Sunita Sharma is reportedly India's first woman cricket coach and a former cricketer. Having trained dozens of first-class and international cricketers, she received the Dronacharya Award in 2005.

==Early life and playing career==
A sports fan from childhood, Sharma played kho kho at the national level before gradually developing interest in cricket. Having lost her father at age four, it was her mother who advised her to take up the relatively more popular sport of cricket so that she could make a career out of it. Sharma soon rose up the ranks as a medium pace bowler and was selected in the national team. She claims that despite being part of the playing eleven of a Test match against Australia in 1975 she was left out on the morning of the match.

==Coaching career==
Noticing her lack of interest in academics, Sharma's mother enrolled her into a cricket coaching programme in Janki Devi Memorial College in Delhi. In 1976, she became the first woman to receive a coaching diploma from the National Institute of Sports in Patiala. According to Sharma, people were reluctant to send their children to her as they preferred male coaches but "people found out that I am equally capable as compared to my male colleagues" after one year. She credited the media who used to "write about me and appreciate my work. All that gave me enough strength to carry on initially."

Over the years, Sharma coached dozens of men and women cricketers who went on to play at international and first-class level.

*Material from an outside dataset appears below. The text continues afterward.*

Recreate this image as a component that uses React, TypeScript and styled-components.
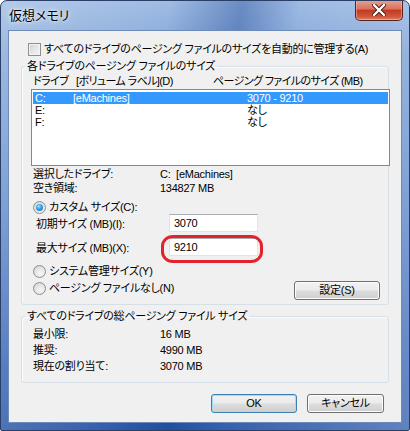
import React from "react";
import styled, { createGlobalStyle, css } from "styled-components";

const GlobalStyle = createGlobalStyle`
  html, body { margin: 0; padding: 0; background: #ffffff; }
  body {
    font-family: "Liberation Sans", "Noto Sans CJK JP", sans-serif;
    font-size: 11px;
    letter-spacing: -0.25px;
    color: #000;
    font-feature-settings: "palt";
  }
  * { box-sizing: border-box; }
`;

const Window = styled.div`
  width: 410px;
  height: 431px;
  display: flex;
  flex-direction: column;
  border: 1px solid #2a3f66;
  border-radius: 7px 7px 2px 2px;
  background:
    linear-gradient(100deg, rgba(255,255,255,0.25) 0%, rgba(255,255,255,0.05) 35%, rgba(20,60,140,0.35) 50%, rgba(255,255,255,0.05) 62%, rgba(255,255,255,0.25) 100%),
    linear-gradient(180deg, #9ab8e2 0%, #7fa3d6 12%, #5f8acb 45%, #3563b5 85%, #2b58a8 100%);
  overflow: hidden;
`;

const TitleBar = styled.div`
  height: 29px;
  display: flex;
  align-items: flex-start;
  padding-left: 8px;
  flex-shrink: 0;
`;

const Title = styled.div`
  margin-top: 6px;
  font-family: "Noto Sans CJK JP", sans-serif;
  font-size: 13px;
  line-height: 16px;
  letter-spacing: 0;
  color: #000;
  text-shadow: 0 0 6px rgba(255,255,255,0.9), 0 0 3px rgba(255,255,255,0.9);
`;

const CloseButton = styled.div`
  margin-left: auto;
  margin-right: 6px;
  margin-top: -1px;
  width: 48px;
  height: 21px;
  border: 1px solid #5a2320;
  border-top: none;
  border-radius: 0 0 5px 5px;
  background: linear-gradient(180deg, #e9a493 0%, #d9705c 45%, #c23a22 52%, #cf5a3f 85%, #e08a6e 100%);
  box-shadow: inset 0 0 0 1px rgba(255,200,190,0.45);
  display: flex;
  align-items: center;
  justify-content: center;
`;

const Client = styled.div`
  flex: 1;
  margin: 0 7px 7px 7px;
  border: 1px solid #6d8ab8;
  background: #f0f0f0;
  display: flex;
  flex-direction: column;
  padding: 12px 13px 0 12px;
`;

const CheckRow = styled.label`
  display: flex;
  align-items: center;
  height: 13px;
  line-height: 13px;
  margin-left: 7px;
  gap: 3px;
  white-space: nowrap;
`;

const Checkbox = styled.span`
  width: 13px;
  height: 13px;
  flex-shrink: 0;
  border: 1px solid #8e8f8f;
  background: linear-gradient(135deg, #cbcfd5 0%, #e4e6e8 50%, #f6f6f6 100%);
  box-shadow: inset 0 0 0 1px #f4f4f4;
`;

const Group = styled.fieldset<{ $top: number; $bottom: number }>`
  margin: ${(p) => p.$top}px 0 0 0;
  padding: 0 0 ${(p) => p.$bottom}px 9px;
  min-width: 0;
  width: 368px;
  border: 1px solid #d5dfe5;
  border-radius: 3px;
  box-shadow: inset 1px 1px 0 #fbfcfd;
  display: flex;
  flex-direction: column;
`;

const Legend = styled.legend`
  padding: 0 2px;
  margin-left: -6px;
  line-height: 13px;
  white-space: nowrap;
`;

const ListHeader = styled.div`
  display: grid;
  grid-template-columns: 43px 137px 1fr;
  padding-left: 2px;
  margin-top: 2px;
  line-height: 13px;
  letter-spacing: -0.6px;
  white-space: nowrap;
`;

const ListBox = styled.div`
  width: 359px;
  height: 77px;
  margin-top: 1px;
  border: 1px solid #828790;
  background: #fff;
  padding: 2px 1px;
`;

const ListRow = styled.div<{ $selected?: boolean }>`
  display: grid;
  grid-template-columns: 38px 174px 1fr;
  height: 12px;
  line-height: 12px;
  padding-left: 2px;
  white-space: nowrap;
  ${(p) =>
    p.$selected &&
    css`
      background: #3399ff;
      color: #fff;
    `}
`;

const InfoGrid = styled.div<{ $top: number; $line: number }>`
  display: grid;
  grid-template-columns: 127px 1fr;
  margin-top: ${(p) => p.$top}px;
  padding-left: 2px;
  line-height: ${(p) => p.$line}px;
  white-space: nowrap;
`;

const RadioRow = styled.label<{ $top: number }>`
  display: flex;
  align-items: center;
  gap: 3px;
  height: 13px;
  line-height: 13px;
  margin-top: ${(p) => p.$top}px;
  padding-left: 2px;
  white-space: nowrap;
`;

const Radio = styled.span<{ $checked?: boolean }>`
  width: 13px;
  height: 13px;
  flex-shrink: 0;
  border-radius: 50%;
  border: 1px solid #8e8f8f;
  background: radial-gradient(circle at 60% 65%, #f6f6f6 0%, #e2e3e5 55%, #c9ccd1 100%);
  display: flex;
  align-items: center;
  justify-content: center;
  &::after {
    content: "";
    display: ${(p) => (p.$checked ? "block" : "none")};
    width: 7px;
    height: 7px;
    border-radius: 50%;
    background: radial-gradient(circle at 40% 35%, #a7e3ff 0%, #3aa4e8 40%, #0f5fb0 100%);
  }
`;

const SizeRow = styled.div<{ $top: number }>`
  display: grid;
  grid-template-columns: 133px 89px;
  align-items: center;
  margin-top: ${(p) => p.$top}px;
  padding-left: 5px;
  height: 18px;
  white-space: nowrap;
`;

const InputWrap = styled.span<{ $marked?: boolean }>`
  position: relative;
  display: block;
  ${(p) =>
    p.$marked &&
    css`
      &::after {
        content: "";
        position: absolute;
        left: -8px;
        top: -3px;
        right: -5px;
        bottom: -7px;
        border: 3px solid #e3232b;
        border-radius: 12px / 11px;
        pointer-events: none;
      }
    `}
`;

const TextBox = styled.div`
  height: 18px;
  width: 89px;
  border: 1px solid #e2e3ea;
  border-top-color: #abadb3;
  background: #fff;
  padding-left: 4px;
  line-height: 16px;
`;

const BottomRow = styled.div`
  display: flex;
  justify-content: space-between;
  align-items: flex-start;
  margin-top: 3px;
  margin-right: 8px;
`;

const Button = styled.div<{ $width: number; $default?: boolean }>`
  width: ${(p) => p.$width}px;
  height: 19px;
  border: 1px solid ${(p) => (p.$default ? "#3c7fb1" : "#707070")};
  border-radius: 3px;
  background: linear-gradient(180deg, #f2f2f2 0%, #ebebeb 48%, #dddddd 52%, #cfcfcf 100%);
  box-shadow: inset 0 0 0 1px ${(p) => (p.$default ? "#9fdcf8" : "#fcfcfc")};
  display: flex;
  align-items: center;
  justify-content: center;
  line-height: 13px;
`;

const ButtonRow = styled.div`
  display: flex;
  justify-content: flex-end;
  gap: 10px;
  margin-top: 11px;
  margin-right: 4px;
`;

export default function App() {
  return (
    <>
      <GlobalStyle />
      <Window>
        <TitleBar>
          <Title>仮想メモリ</Title>
          <CloseButton>
            <svg width="14" height="12" viewBox="0 0 14 12">
              <path d="M2 1 L12 11 M12 1 L2 11" stroke="#4a1f1a" strokeWidth="4.2" strokeLinecap="round" />
              <path d="M2 1 L12 11 M12 1 L2 11" stroke="#ffffff" strokeWidth="2.4" strokeLinecap="round" />
            </svg>
          </CloseButton>
        </TitleBar>
        <Client>
          <CheckRow>
            <Checkbox />
            <span>すべてのドライブのページング ファイルのサイズを自動的に管理する(A)</span>
          </CheckRow>

          <Group $top={4} $bottom={4}>
            <Legend>各ドライブのページング ファイルのサイズ</Legend>
            <ListHeader>
              <span>ドライブ</span>
              <span>[ボリューム ラベル](D)</span>
              <span>ページング ファイルのサイズ (MB)</span>
            </ListHeader>
            <ListBox>
              <ListRow $selected>
                <span>C:</span>
                <span>[eMachines]</span>
                <span>3070 - 9210</span>
              </ListRow>
              <ListRow>
                <span>E:</span>
                <span></span>
                <span>なし</span>
              </ListRow>
              <ListRow>
                <span>F:</span>
                <span></span>
                <span>なし</span>
              </ListRow>
            </ListBox>
            <InfoGrid $top={1} $line={14}>
              <span>選択したドライブ:</span>
              <span>C:&nbsp;&nbsp;[eMachines]</span>
              <span>空き領域:</span>
              <span>134827 MB</span>
            </InfoGrid>
            <RadioRow $top={6}>
              <Radio $checked />
              <span>カスタム サイズ(C):</span>
            </RadioRow>
            <SizeRow $top={0}>
              <span>初期サイズ (MB)(I):</span>
              <InputWrap>
                <TextBox>3070</TextBox>
              </InputWrap>
            </SizeRow>
            <SizeRow $top={6}>
              <span>最大サイズ (MB)(X):</span>
              <InputWrap $marked>
                <TextBox>9210</TextBox>
              </InputWrap>
            </SizeRow>
            <RadioRow $top={9}>
              <Radio />
              <span>システム管理サイズ(Y)</span>
            </RadioRow>
            <BottomRow>
              <RadioRow $top={1}>
                <Radio />
                <span>ページング ファイルなし(N)</span>
              </RadioRow>
              <Button $width={86}>設定(S)</Button>
            </BottomRow>
          </Group>

          <Group $top={5} $bottom={8}>
            <Legend>すべてのドライブの総ページング ファイル サイズ</Legend>
            <InfoGrid $top={3} $line={16}>
              <span>最小限:</span>
              <span>16 MB</span>
              <span>推奨:</span>
              <span>4990 MB</span>
              <span>現在の割り当て:</span>
              <span>3070 MB</span>
            </InfoGrid>
          </Group>

          <ButtonRow>
            <Button $width={86} $default>OK</Button>
            <Button $width={77}>キャンセル</Button>
          </ButtonRow>
        </Client>
      </Window>
    </>
  );
}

She is reportedly India's first woman cricket coach. Some of her women trainees who played at the international level are Manimala Singhal, Shashi Gupta, Anju Jain, and Anjum Chopra. Between 1975 and 1990, Sharma also conducted coaching camps for international cricketers where the likes of Shantha Rangaswamy, Diana Edulji, Gargi Banerji, Sandhya Agarwal and Shubhangi Kulkarni underwent training. She was the coach of Deep Dasgupta, who played for the men's national team, since he was seven years of age. Since the early-1980s, she trained Indian team probables at Sports Authority of India's National Stadium Cricket Academy in Delhi. She later worked as a coach and manager of the women's national team. She briefly worked on the national women's team selection committee until 2015 when the Board of Control for Cricket in India (BCCI) removed her because she had not played international cricket.

In July 2002, the Women's Cricket Association of India (WCAI) recommended her for the Dronacharya Award. She received the award in 2005.